PRATIMA: Diversity is essential for product teams for two reasons: 1) your customers are very diverse so it helps represent the population and build better products; and 2) diversity helps you solve problems more creatively and you often end up with better solutions. The key job of a product manager is to solve customer problems with creativity.
Last year, you also joined the board of cloud infrastructure company DigitalOcean. What do you wish someone had told you before taking your first board position?
PRATIMA: I did quite a bit of homework before I took my board seat. I can only sit on one board due to my time limitations, so it was very important for me to pick the right one.
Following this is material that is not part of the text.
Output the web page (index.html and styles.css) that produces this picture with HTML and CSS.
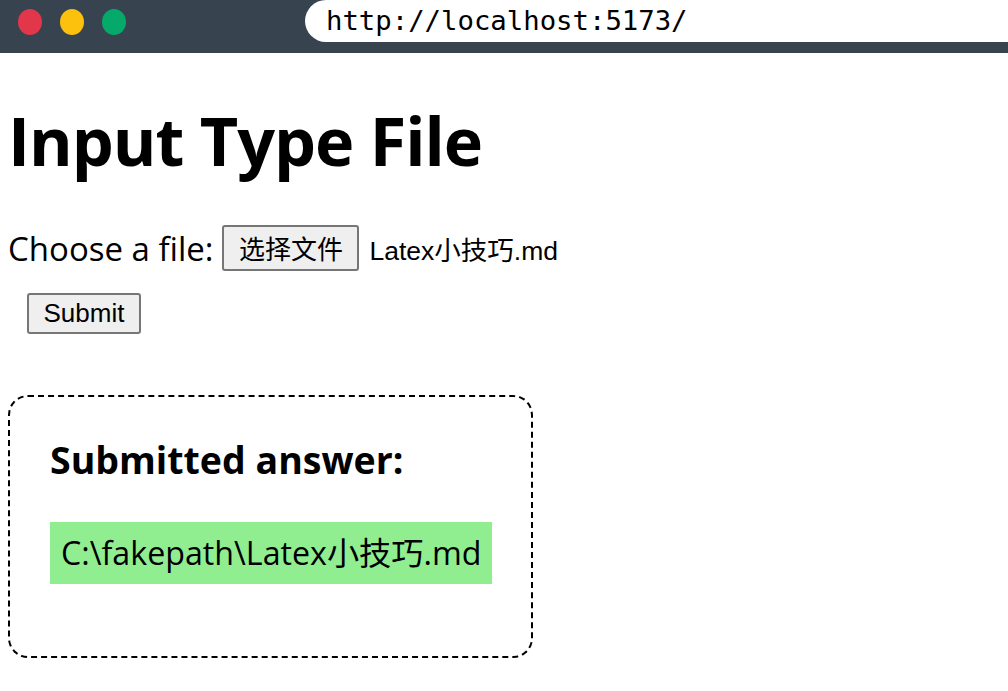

Three key things:
People: do you like the board and the CEO, is there a positive relationship where board recommendations are implemented vs. where the board is a formality?
The stage: it’s extremely important to identify the stage of the company based on what you are looking for.
Learning: is there a good balance of where you add value and get to learn from others as well.
What was one of your first jobs and what’s one big lesson you learned?
PRATIMA: I was a software engineer at Intuit and did not get my first product management job. It took courage to go ask the hiring manager about it, and I got the best feedback. It was about speaking up more about my opinions and not waiting until I was 95% sure to state my opinions. “Strong opinions loosely held” is a great value for every PM to hold.
What’s the best advice you’ve received – or given – about how to manage people?
PRATIMA: I love Kim Scott’s book on Radical Candor and ask almost all managers to read it. First and foremost, you need to care about your employees and team, and then you need to be honest. A good manager is always looking out for their people’s growth irrespective of whether it is within your company or outside.
What’s your secret super power?
PRATIMA: Grit – the superpower that gives you the ability to get back up again and keep going. Personally, I also love the “Get Back Up Again” song from the movie Trolls. I learned this the hard way and I just don’t like to quit.